GIVEN INFORMATION:
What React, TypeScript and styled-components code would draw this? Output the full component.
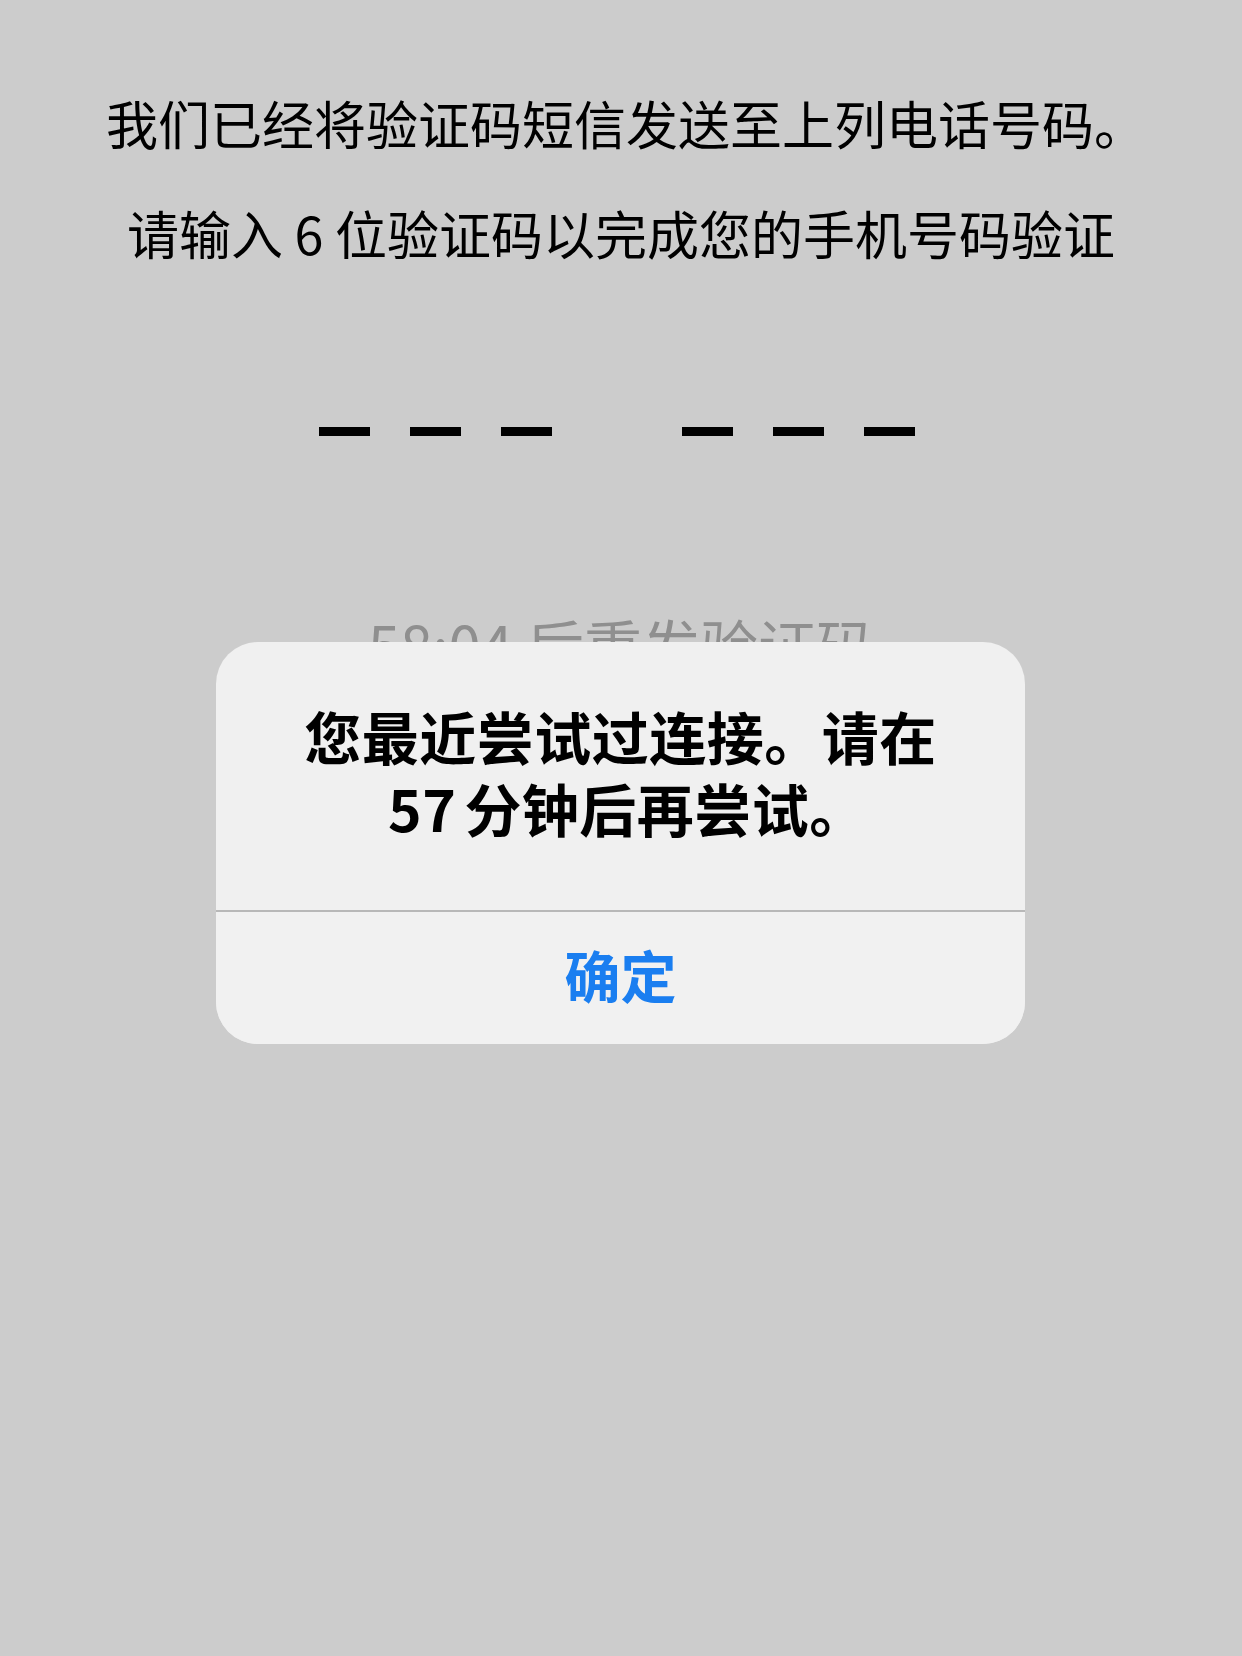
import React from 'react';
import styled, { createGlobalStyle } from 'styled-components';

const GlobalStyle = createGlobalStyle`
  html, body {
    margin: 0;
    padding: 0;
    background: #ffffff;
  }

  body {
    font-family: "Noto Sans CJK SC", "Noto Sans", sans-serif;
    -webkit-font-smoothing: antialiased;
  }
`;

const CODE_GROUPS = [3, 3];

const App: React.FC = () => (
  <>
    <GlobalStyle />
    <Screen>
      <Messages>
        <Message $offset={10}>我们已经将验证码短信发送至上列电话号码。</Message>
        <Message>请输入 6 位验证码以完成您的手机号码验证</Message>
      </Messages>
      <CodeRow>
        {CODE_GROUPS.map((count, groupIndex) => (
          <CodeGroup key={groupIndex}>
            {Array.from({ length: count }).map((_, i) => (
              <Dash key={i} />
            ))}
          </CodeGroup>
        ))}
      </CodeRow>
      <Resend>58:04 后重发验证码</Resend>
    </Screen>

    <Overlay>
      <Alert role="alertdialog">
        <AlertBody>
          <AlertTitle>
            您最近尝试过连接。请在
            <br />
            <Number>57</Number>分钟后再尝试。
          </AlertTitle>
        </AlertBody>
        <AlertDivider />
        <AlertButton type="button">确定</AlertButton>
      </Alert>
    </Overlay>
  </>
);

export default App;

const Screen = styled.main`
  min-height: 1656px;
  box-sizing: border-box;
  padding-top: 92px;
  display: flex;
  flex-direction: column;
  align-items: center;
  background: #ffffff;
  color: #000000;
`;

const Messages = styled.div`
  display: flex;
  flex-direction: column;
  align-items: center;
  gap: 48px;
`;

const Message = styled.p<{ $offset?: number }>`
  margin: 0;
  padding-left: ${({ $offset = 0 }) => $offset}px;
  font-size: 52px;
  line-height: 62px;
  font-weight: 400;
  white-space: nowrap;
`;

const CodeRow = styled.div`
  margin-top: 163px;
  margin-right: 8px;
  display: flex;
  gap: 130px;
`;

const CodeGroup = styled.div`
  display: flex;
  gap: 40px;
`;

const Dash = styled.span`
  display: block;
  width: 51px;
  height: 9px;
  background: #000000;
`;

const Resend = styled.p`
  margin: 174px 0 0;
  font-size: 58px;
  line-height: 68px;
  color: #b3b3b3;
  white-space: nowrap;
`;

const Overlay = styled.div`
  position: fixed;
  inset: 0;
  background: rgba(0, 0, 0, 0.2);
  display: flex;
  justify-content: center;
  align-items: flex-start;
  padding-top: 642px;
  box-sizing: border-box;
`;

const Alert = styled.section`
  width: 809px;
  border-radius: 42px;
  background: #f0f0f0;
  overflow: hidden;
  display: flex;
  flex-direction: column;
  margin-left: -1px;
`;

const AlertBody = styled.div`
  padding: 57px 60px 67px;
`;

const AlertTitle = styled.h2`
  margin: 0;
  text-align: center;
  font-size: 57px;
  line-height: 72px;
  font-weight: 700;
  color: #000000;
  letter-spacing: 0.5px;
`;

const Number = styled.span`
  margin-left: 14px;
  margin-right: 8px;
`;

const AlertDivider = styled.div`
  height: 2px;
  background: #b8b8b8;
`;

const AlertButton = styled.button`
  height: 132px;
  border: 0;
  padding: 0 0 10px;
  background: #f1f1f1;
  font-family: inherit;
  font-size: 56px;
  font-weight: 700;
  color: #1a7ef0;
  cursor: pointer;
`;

EXERCISE DETAILS: Go from the first line of the listing to the line holding "const CODE_GROUPS = [3, 3];" and, please, transcribe those lines exactly, both included, with no pictures.

CORRECT RESULT:
What React, TypeScript and styled-components code would draw this? Output the full component.
import React from 'react';
import styled, { createGlobalStyle } from 'styled-components';

const GlobalStyle = createGlobalStyle`
  html, body {
    margin: 0;
    padding: 0;
    background: #ffffff;
  }

  body {
    font-family: "Noto Sans CJK SC", "Noto Sans", sans-serif;
    -webkit-font-smoothing: antialiased;
  }
`;

const CODE_GROUPS = [3, 3];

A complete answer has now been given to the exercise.